- The problem -
Using the data below, copy every line that contains the word "size".

- Supplied material -
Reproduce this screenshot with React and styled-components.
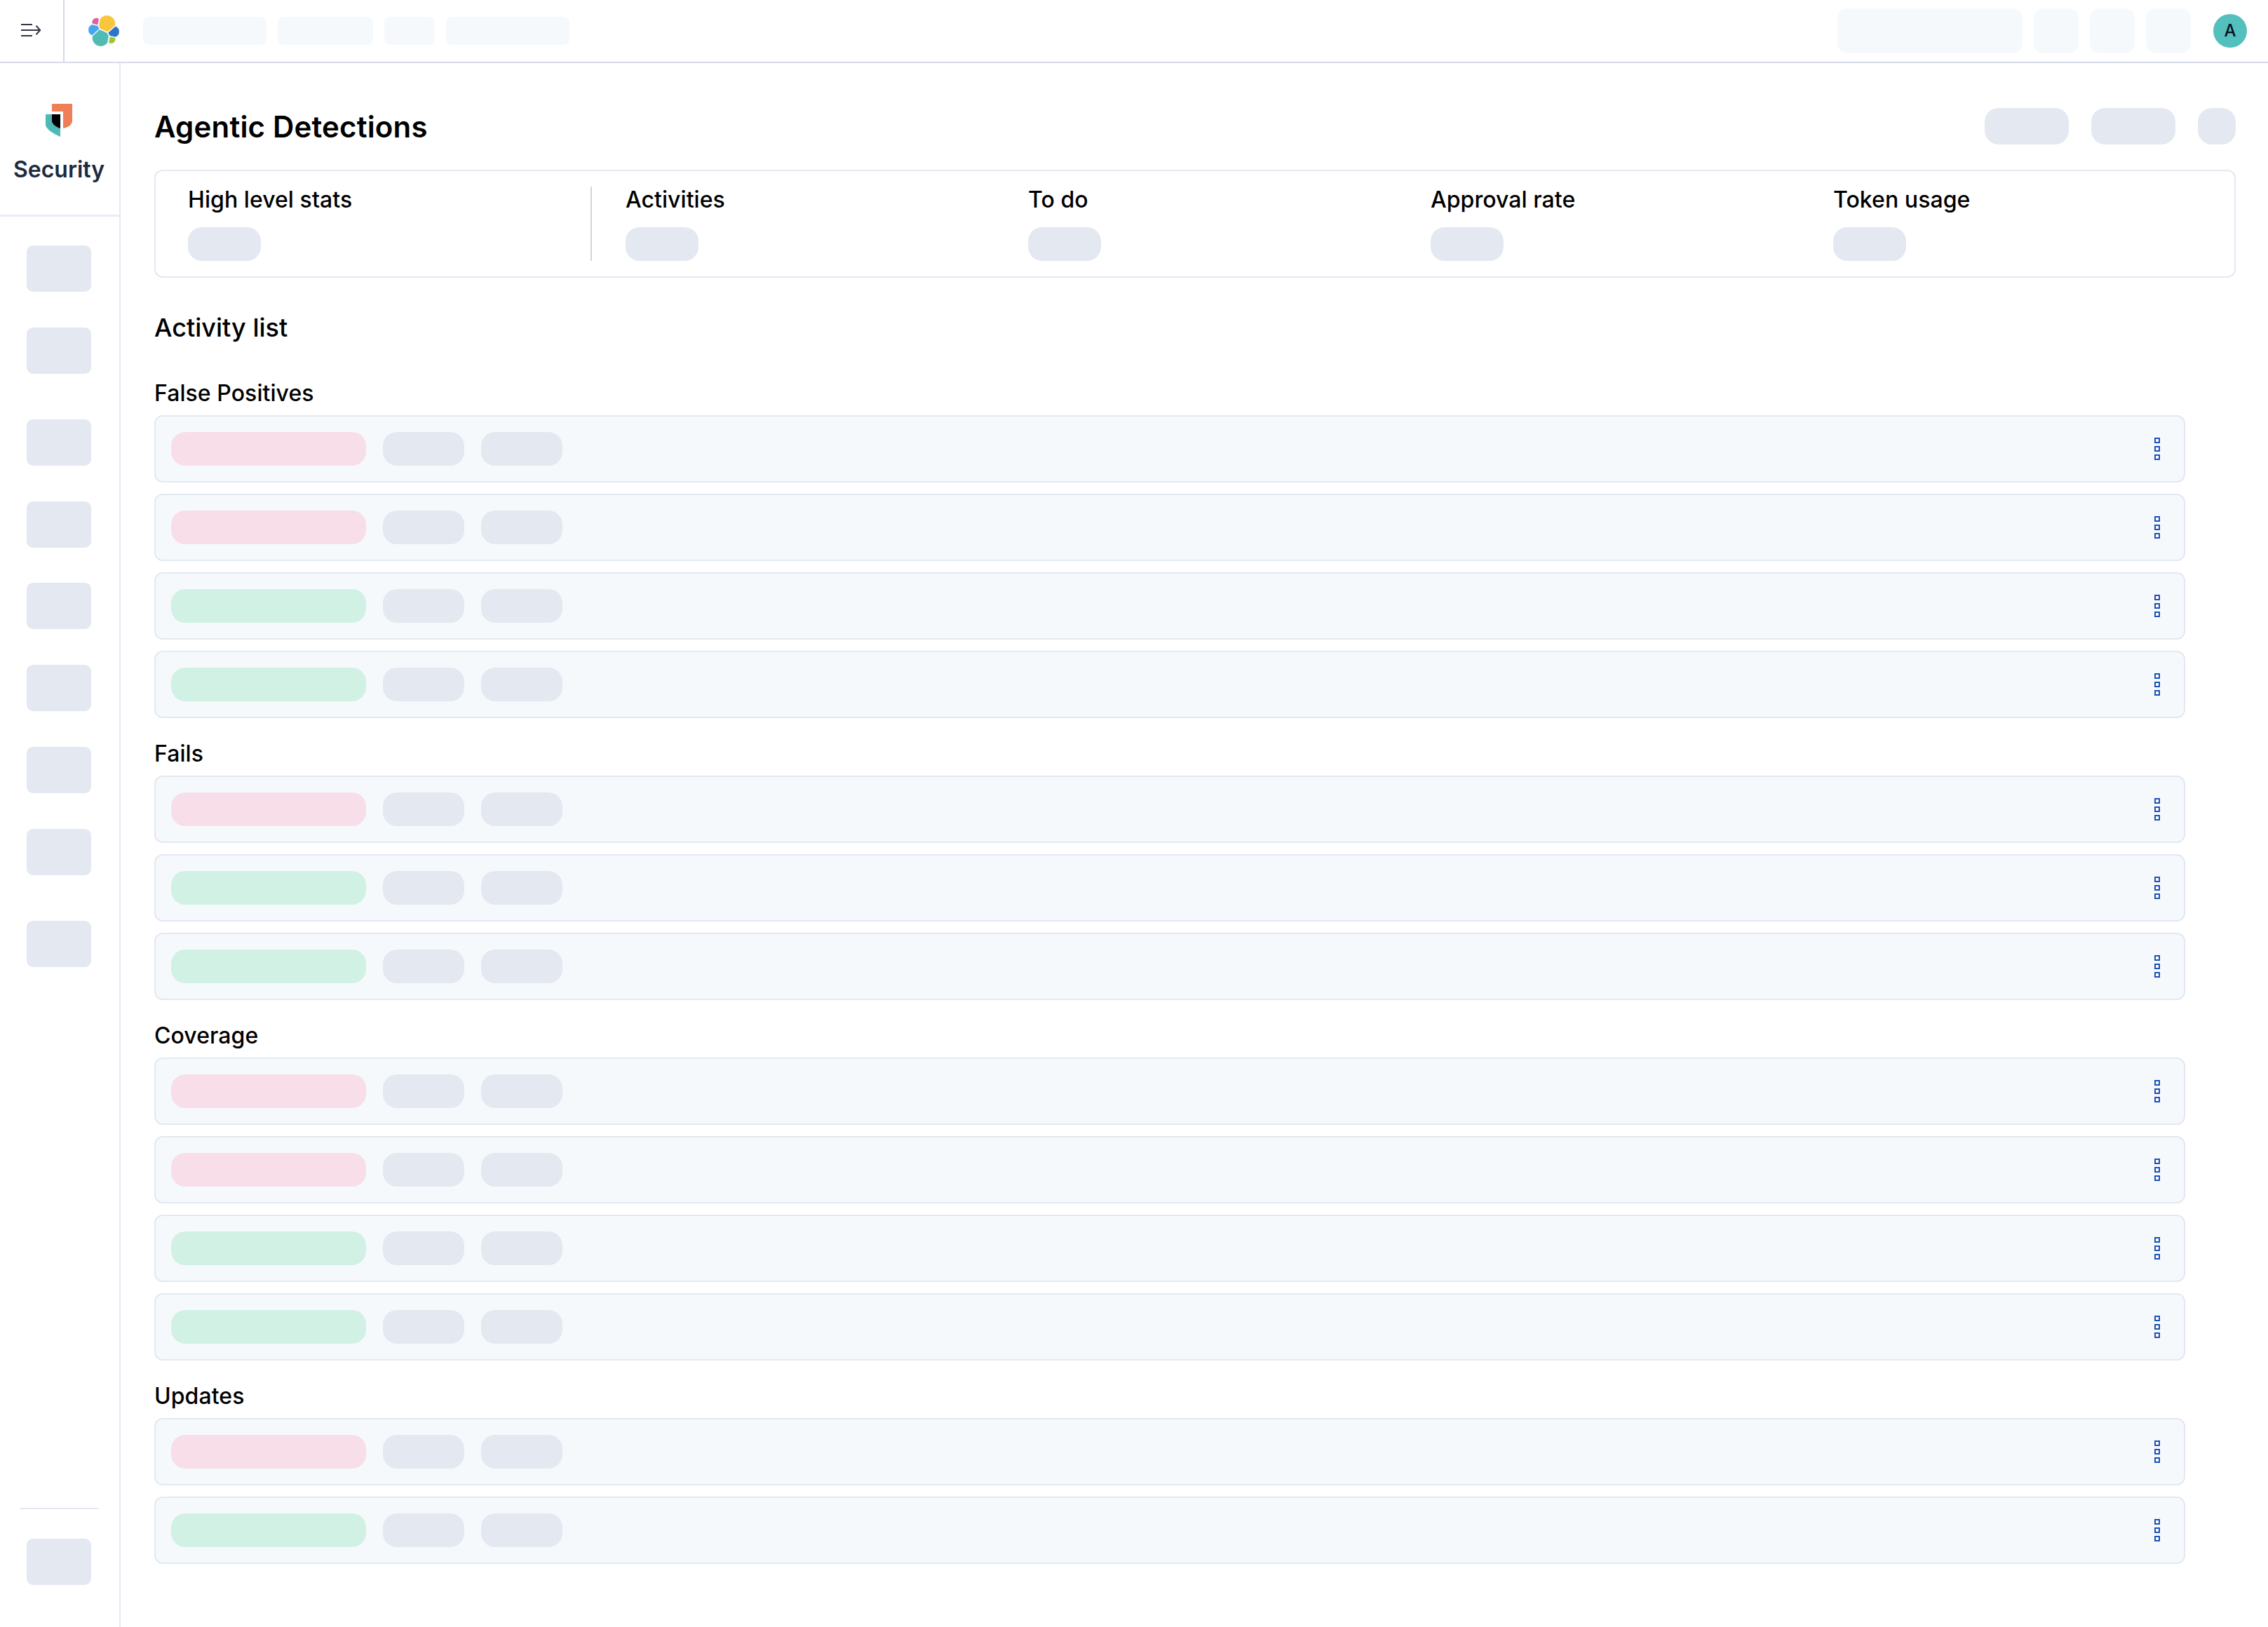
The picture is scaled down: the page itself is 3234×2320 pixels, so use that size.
import styled, { createGlobalStyle } from 'styled-components'

const GlobalStyle = createGlobalStyle`
  * {
    box-sizing: border-box;
  }

  body {
    margin: 0;
    background-color: #ffffff;
    color: #000000;
    font-family: Inter, 'Liberation Sans', sans-serif;
  }
`;

const Page = styled.div`
  display: flex;
  flex-direction: column;
  width: 100%;
  height: 2320px;
  overflow: hidden;
`;

const TopBar = styled.header`
  display: flex;
  align-items: center;
  flex: none;
  height: 90px;
  padding-right: 30px;
  border-bottom: 2px solid #d5d9e8;
`;

const MenuButton = styled.button`
  display: flex;
  align-items: center;
  justify-content: center;
  width: 92px;
  height: 88px;
  padding: 0;
  background: transparent;
  border: none;
  border-right: 2px solid #d5d9e8;
`;

const LogoLink = styled.div`
  display: flex;
  width: 44px;
  height: 44px;
  margin: 0 34px;
`;

const Crumbs = styled.div`
  display: flex;
  gap: 16px;
`;

const Crumb = styled.div`
  width: ${props => props.$width}px;
  height: 40px;
  border-radius: 8px;
  background-color: #f6f9fc;
`;

const HeaderActions = styled.div`
  display: flex;
  align-items: center;
  gap: 16px;
  margin-left: auto;
`;

const HeaderAction = styled.div`
  width: ${props => props.$width}px;
  height: 64px;
  border-radius: 14px;
  background-color: #f6f9fc;
`;

const Avatar = styled.div`
  display: flex;
  align-items: center;
  justify-content: center;
  width: 48px;
  height: 48px;
  margin-left: 16px;
  border-radius: 50%;
  background-color: #54c0be;
  color: #07101f;
  font-size: 24px;
  font-weight: 500;
  line-height: 48px;
`;

const Body = styled.div`
  display: flex;
  flex: 1;
  min-height: 0;
`;

const Sidebar = styled.nav`
  display: flex;
  flex-direction: column;
  flex: none;
  width: 172px;
  border-right: 2px solid #e3e8f2;
`;

const Solution = styled.div`
  display: flex;
  flex-direction: column;
  align-items: center;
  height: 219px;
  padding: 58px 2px 0 0;
  border-bottom: 3px solid #e8edf5;
`;

const SolutionName = styled.span`
  margin-top: 28px;
  color: #1d2a3e;
  font-size: 32px;
  font-weight: 600;
  line-height: 38px;
`;

const NavGroups = styled.div`
  display: flex;
  flex-direction: column;
  align-items: center;
  gap: 64.9px;
  padding: 41px 2px 0 0;
`;

const NavGroup = styled.div`
  display: flex;
  flex-direction: column;
  gap: 50.85px;
`;

const NavItem = styled.div`
  width: 92px;
  height: 66px;
  border-radius: 9px;
  background-color: #e3e8f1;
`;

const SidebarFooter = styled.div`
  display: flex;
  justify-content: center;
  width: 112px;
  margin: auto 0 60px 28px;
  padding-top: 42px;
  border-top: 2px solid #e3e8f2;
`;

const Main = styled.main`
  flex: 1;
  padding: 64px 46px 0 48px;
`;

const TitleRow = styled.div`
  display: flex;
  align-items: center;
  justify-content: space-between;
  height: 52px;
`;

const Title = styled.h1`
  margin: 0;
  padding-top: 2px;
  font-size: 42px;
  font-weight: 600;
  letter-spacing: 0.17px;
  line-height: 52px;
`;

const TitleActions = styled.div`
  display: flex;
  gap: 32px;
`;

const Pill = styled.div`
  width: ${props => props.$width}px;
  height: ${props => props.$height || 48}px;
  border-radius: 20px;
  background-color: ${props => props.$color || '#e3e8f1'};
`;

const StatsCard = styled.section`
  display: flex;
  gap: 48px;
  height: 154px;
  margin-top: 36px;
  padding: 22px 46px;
  border: 2px solid #e3e8f2;
  border-radius: 12px;
`;

const Stat = styled.div`
  display: flex;
  flex: 1;
  flex-direction: column;
  justify-content: space-between;
`;

const StatLabel = styled.span`
  font-size: 32px;
  font-weight: 500;
  letter-spacing: 0.06px;
  line-height: 38px;
`;

const StatDivider = styled.div`
  width: 2px;
  background-color: #d3d4d6;
`;

const ListTitle = styled.h2`
  margin: 49px 0 0;
  font-size: 36px;
  font-weight: 500;
  line-height: 44px;
`;

const Groups = styled.div`
  display: flex;
  flex-direction: column;
  gap: 32px;
  width: 2896px;
  margin-top: 53px;
`;

const Group = styled.section`
  display: flex;
  flex-direction: column;
`;

const GroupTitle = styled.h3`
  margin: 0 0 12px;
  font-size: 32px;
  font-weight: 500;
  letter-spacing: 0.06px;
  line-height: 38px;
`;

const Rows = styled.div`
  display: flex;
  flex-direction: column;
  gap: 16px;
`;

const Row = styled.div`
  display: flex;
  align-items: center;
  gap: 24px;
  height: 96px;
  padding: 0 22px;
  border: 2px solid #e3e8f2;
  border-radius: 12px;
  background-color: #f6f9fc;
`;

const RowMenu = styled.button`
  display: flex;
  flex-direction: column;
  align-items: center;
  gap: 4px;
  width: 32px;
  margin-left: auto;
  padding: 0;
  background: transparent;
  border: none;
`;

const Dot = styled.span`
  width: 8px;
  height: 8px;
  border: 2px solid #1d51b8;
  background-color: #ffffff;
`;

const statusColors = {
  bad: '#f8dee9',
  good: '#d1f1e4',
}

const stats = ['Activities', 'To do', 'Approval rate', 'Token usage']

const groups = [
  { name: 'False Positives', rows: ['bad', 'bad', 'good', 'good'] },
  { name: 'Fails', rows: ['bad', 'good', 'good'] },
  { name: 'Coverage', rows: ['bad', 'bad', 'good', 'good'] },
  { name: 'Updates', rows: ['bad', 'good'] },
]

// Number of items in each sidebar group
const navGroups = [2, 6, 1]

const logoShapes = [
  { color: '#f8c63c', d: 'm12.58 13.787 7.002 3.211 7.066-6.213a7.849 7.849 0 0 0 .152-1.557c0-4.287-3.475-7.774-7.746-7.774a7.74 7.74 0 0 0-6.38 3.36l-1.176 6.124z' },
  { color: '#50bab4', d: 'M5.333 21.214a8 8 0 0 0-.155 1.58c0 4.302 3.488 7.802 7.775 7.802a7.76 7.76 0 0 0 6.415-3.393l1.167-6.089-1.558-2.978-7.03-3.204z' },
  { color: '#e26099', d: 'm5.288 9.067 4.8 1.137L11.14 4.73a3.78 3.78 0 0 0-5.852 4.337z' },
  { color: '#48a5f0', d: 'M4.872 10.214a5.294 5.294 0 0 0-3.503 5.005 5.33 5.33 0 0 0 3.425 4.971l6.734-6.09-1.236-2.644z' },
  { color: '#2b75c7', d: 'm21.848 20.563 5.278 1.234a5.296 5.296 0 0 0 3.502-5.006 5.328 5.328 0 0 0-3.431-4.974l-6.901 6.043z' },
  { color: '#9bc630', d: 'M20.873 27.173a3.778 3.778 0 0 0 6.057-2.998 3.77 3.77 0 0 0-.217-1.276l-4.795-1.121z' },
]

const MenuIcon = () => (
  <svg width="32" height="24" viewBox="29 32 32 24" fill="none" stroke="#343741" strokeWidth="2">
    <path d="M30 35h16M30 43h27M30 51h16" />
    <path d="M51.5 36.8 57.2 43l-5.7 6.2" strokeLinejoin="round" />
  </svg>
)

const ElasticLogo = () => (
  <svg width="44" height="44" viewBox="1.25 1.3 29.5 29.5">
    {logoShapes.map((shape) => (
      <path key={shape.color} d={shape.d} fill={shape.color} stroke={shape.color} strokeWidth="0.22" />
    ))}
  </svg>
)

const SecurityLogo = () => (
  <svg width="38" height="47" viewBox="0 0 38 47">
    <path fill="#ee7f57" d="M9 0h29v24.5c0 5-5.5 9.3-13 10.500V11H9z" />
    <path fill="#4fb9b7" d="M0 15h21v32C9.5 42 0 35.5 0 29.500z" />
    <path fill="#000" d="M9 15h12v20c-6-1.5-12-6.5-12-10.500z" />
  </svg>
)

const App = () => {
  return (
    <>
      <GlobalStyle />
      <Page>
        <TopBar>
          <MenuButton aria-label="Toggle navigation">
            <MenuIcon />
          </MenuButton>
          <LogoLink>
            <ElasticLogo />
          </LogoLink>
          <Crumbs>
            {[176, 136, 72, 176].map((width, index) => (
              <Crumb key={index} $width={width} />
            ))}
          </Crumbs>
          <HeaderActions>
            {[264, 64, 64, 64].map((width, index) => (
              <HeaderAction key={index} $width={width} />
            ))}
            <Avatar>A</Avatar>
          </HeaderActions>
        </TopBar>

        <Body>
          <Sidebar>
            <Solution>
              <SecurityLogo />
              <SolutionName>Security</SolutionName>
            </Solution>
            <NavGroups>
              {navGroups.map((count, groupIndex) => (
                <NavGroup key={groupIndex}>
                  {Array.from({ length: count }, (_, index) => (
                    <NavItem key={index} />
                  ))}
                </NavGroup>
              ))}
            </NavGroups>
            <SidebarFooter>
              <NavItem />
            </SidebarFooter>
          </Sidebar>

          <Main>
            <TitleRow>
              <Title>Agentic Detections</Title>
              <TitleActions>
                <Pill $width={120} $height={52} />
                <Pill $width={120} $height={52} />
                <Pill $width={54} $height={52} />
              </TitleActions>
            </TitleRow>

            <StatsCard>
              <Stat>
                <StatLabel>High level stats</StatLabel>
                <Pill $width={104} />
              </Stat>
              <StatDivider />
              {stats.map((label) => (
                <Stat key={label}>
                  <StatLabel>{label}</StatLabel>
                  <Pill $width={104} />
                </Stat>
              ))}
            </StatsCard>

            <ListTitle>Activity list</ListTitle>

            <Groups>
              {groups.map((group) => (
                <Group key={group.name}>
                  <GroupTitle>{group.name}</GroupTitle>
                  <Rows>
                    {group.rows.map((status, index) => (
                      <Row key={index}>
                        <Pill $width={278} $color={statusColors[status]} />
                        <Pill $width={116} />
                        <Pill $width={116} />
                        <RowMenu aria-label="Row actions">
                          <Dot />
                          <Dot />
                          <Dot />
                        </RowMenu>
                      </Row>
                    ))}
                  </Rows>
                </Group>
              ))}
            </Groups>
          </Main>
        </Body>
      </Page>
    </>
  )
}

export default App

- Answer to this problem -
The picture is scaled down: the page itself is 3234×2320 pixels, so use that size.
  font-size: 24px;
  font-size: 32px;
  font-size: 42px;
  font-size: 32px;
  font-size: 36px;
  font-size: 32px;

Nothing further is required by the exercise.